Is the sideways planting method better?

It can be useful in colder or shallow soil because the buried stem stays closer to the warmer top layer. Both deep holes and trenches can work.

Do tomatoes need cages or stakes?

Yes, most tomatoes benefit from support. Bush varieties may need less, but tall indeterminate tomatoes usually need strong staking, stringing, or cages.

Do eggshells really help tomatoes?

They can add calcium slowly over time, especially in compost, but they are not a quick fix for blossom end rot. Uneven watering is often the bigger issue.

Should I prune tomato suckers?

It depends on the variety and how you grow. Indeterminate tomatoes often benefit from some pruning and airflow.

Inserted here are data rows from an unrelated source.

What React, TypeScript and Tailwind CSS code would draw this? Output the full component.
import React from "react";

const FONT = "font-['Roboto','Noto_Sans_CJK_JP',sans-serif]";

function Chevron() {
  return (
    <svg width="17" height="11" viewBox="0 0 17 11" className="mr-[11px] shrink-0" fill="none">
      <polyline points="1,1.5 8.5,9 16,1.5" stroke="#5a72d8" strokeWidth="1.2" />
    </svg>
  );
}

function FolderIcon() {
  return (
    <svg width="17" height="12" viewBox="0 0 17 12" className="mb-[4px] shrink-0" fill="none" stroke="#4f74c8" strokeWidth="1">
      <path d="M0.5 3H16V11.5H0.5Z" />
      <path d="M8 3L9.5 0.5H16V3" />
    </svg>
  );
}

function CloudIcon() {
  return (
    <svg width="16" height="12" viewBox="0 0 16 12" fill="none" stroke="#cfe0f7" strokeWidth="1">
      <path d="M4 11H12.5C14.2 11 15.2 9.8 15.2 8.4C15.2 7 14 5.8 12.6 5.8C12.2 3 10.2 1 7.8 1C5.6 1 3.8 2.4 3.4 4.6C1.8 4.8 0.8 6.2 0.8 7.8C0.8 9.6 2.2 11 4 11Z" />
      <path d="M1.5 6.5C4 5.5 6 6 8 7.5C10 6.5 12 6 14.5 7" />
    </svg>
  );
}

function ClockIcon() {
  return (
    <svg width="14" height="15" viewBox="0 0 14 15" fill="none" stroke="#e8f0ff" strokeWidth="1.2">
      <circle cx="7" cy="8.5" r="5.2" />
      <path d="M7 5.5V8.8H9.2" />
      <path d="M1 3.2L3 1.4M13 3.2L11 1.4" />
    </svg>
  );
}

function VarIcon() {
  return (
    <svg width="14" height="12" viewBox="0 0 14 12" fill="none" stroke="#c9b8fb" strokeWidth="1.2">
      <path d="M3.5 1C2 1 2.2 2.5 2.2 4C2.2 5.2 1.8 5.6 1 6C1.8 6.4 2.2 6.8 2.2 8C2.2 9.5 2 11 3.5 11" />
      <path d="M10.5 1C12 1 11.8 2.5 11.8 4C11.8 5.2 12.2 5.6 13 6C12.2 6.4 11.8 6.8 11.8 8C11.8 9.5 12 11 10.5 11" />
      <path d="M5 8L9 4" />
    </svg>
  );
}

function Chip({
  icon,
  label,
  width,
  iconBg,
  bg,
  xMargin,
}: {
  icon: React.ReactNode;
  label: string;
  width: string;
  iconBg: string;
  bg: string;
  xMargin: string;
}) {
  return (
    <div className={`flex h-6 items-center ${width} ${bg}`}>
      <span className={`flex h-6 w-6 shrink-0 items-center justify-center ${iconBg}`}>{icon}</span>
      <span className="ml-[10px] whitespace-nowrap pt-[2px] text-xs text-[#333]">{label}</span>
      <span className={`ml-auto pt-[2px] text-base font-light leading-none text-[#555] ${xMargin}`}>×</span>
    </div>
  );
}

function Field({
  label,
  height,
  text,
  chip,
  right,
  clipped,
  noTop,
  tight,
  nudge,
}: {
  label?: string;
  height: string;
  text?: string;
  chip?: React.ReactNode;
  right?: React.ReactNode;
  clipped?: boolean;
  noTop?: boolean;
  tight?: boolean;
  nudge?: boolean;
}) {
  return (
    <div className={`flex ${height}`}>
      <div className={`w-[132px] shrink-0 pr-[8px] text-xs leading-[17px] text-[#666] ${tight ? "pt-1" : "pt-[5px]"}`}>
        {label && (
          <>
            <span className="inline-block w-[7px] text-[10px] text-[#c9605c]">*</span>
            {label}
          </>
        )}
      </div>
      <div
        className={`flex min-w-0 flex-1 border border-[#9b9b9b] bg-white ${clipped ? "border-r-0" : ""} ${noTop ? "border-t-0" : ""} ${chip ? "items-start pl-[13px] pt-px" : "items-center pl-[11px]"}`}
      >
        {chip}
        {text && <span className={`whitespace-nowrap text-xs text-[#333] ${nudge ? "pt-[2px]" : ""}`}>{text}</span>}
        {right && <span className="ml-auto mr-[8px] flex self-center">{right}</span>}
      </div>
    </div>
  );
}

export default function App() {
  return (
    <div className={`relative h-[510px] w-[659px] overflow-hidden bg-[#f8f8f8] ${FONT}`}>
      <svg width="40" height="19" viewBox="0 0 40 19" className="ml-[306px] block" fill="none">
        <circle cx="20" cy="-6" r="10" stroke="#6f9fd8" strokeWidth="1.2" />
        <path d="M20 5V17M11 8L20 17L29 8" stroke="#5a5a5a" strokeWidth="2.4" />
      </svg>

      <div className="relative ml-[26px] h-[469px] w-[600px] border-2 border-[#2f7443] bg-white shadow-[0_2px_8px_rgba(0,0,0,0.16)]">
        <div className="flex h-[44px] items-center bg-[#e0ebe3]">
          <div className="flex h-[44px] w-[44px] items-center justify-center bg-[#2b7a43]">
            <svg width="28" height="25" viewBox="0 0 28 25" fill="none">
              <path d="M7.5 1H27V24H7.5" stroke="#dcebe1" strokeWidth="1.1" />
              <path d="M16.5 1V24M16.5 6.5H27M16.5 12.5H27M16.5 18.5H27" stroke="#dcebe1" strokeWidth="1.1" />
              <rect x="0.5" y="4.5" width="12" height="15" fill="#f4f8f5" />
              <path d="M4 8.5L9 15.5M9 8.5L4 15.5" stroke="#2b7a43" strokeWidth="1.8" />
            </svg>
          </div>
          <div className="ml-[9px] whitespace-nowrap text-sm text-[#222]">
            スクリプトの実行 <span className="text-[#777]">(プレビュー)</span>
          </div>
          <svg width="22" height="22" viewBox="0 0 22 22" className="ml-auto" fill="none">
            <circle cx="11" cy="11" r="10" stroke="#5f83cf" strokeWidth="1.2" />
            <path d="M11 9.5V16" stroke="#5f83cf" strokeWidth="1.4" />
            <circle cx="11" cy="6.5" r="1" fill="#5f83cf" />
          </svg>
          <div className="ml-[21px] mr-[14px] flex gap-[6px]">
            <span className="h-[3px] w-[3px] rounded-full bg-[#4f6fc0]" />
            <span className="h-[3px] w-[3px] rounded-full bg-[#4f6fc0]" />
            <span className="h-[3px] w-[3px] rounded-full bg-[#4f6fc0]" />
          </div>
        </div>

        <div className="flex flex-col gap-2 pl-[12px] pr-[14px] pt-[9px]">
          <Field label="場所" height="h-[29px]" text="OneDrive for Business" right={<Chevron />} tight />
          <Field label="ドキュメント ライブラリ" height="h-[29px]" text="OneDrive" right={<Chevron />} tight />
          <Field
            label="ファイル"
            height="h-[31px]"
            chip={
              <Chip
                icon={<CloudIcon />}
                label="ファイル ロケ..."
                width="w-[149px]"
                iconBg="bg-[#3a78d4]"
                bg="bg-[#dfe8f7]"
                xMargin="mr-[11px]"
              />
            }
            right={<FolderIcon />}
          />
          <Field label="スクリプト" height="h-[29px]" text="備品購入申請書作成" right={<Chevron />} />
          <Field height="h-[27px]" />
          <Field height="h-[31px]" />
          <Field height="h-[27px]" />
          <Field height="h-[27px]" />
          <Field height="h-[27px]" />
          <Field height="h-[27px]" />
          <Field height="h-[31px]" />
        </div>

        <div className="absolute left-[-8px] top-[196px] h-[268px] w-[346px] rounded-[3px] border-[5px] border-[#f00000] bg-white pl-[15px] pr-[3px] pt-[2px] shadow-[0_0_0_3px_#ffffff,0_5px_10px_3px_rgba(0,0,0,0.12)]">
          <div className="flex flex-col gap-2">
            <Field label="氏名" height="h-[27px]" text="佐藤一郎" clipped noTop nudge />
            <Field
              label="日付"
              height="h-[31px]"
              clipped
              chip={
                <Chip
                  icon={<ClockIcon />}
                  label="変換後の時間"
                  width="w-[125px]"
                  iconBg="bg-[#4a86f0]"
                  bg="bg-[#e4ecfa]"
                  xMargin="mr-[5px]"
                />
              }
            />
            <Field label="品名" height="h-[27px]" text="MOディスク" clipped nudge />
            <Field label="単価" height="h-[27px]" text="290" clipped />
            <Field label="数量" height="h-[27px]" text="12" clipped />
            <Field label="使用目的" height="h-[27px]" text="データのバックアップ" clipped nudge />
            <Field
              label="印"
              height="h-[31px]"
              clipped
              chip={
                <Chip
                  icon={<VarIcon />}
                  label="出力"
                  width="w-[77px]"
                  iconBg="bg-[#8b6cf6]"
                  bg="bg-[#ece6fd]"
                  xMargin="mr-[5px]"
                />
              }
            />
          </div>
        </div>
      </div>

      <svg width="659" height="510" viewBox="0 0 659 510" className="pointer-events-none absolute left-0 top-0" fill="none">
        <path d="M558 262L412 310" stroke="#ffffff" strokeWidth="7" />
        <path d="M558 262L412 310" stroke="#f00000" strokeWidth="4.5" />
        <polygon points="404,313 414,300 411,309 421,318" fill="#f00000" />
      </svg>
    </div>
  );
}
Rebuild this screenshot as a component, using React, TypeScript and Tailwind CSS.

Determinate bush tomatoes usually need less pruning because they have a more limited growth habit.

Final Thoughts: The Cheapest Tomato Trick Is Often The Best 🌱

The best tomato tricks are not always the expensive ones.

Planting tomatoes deeper, watering them steadily, supporting them early, and keeping the lower growth tidy can make a huge difference. It is simple, cheap, and beginner-friendly.

So before you spend money on another miracle tomato product, try this first:

Bury the stem. Build the roots. Water steadily. Support early.

Your tomato plants may thank you with stronger growth, healthier stems, and hopefully baskets of juicy homegrown tomatoes. 🍅

Have you ever planted tomatoes deep or used the bottle watering trick? It is one of those garden tips that sounds strange until you try it.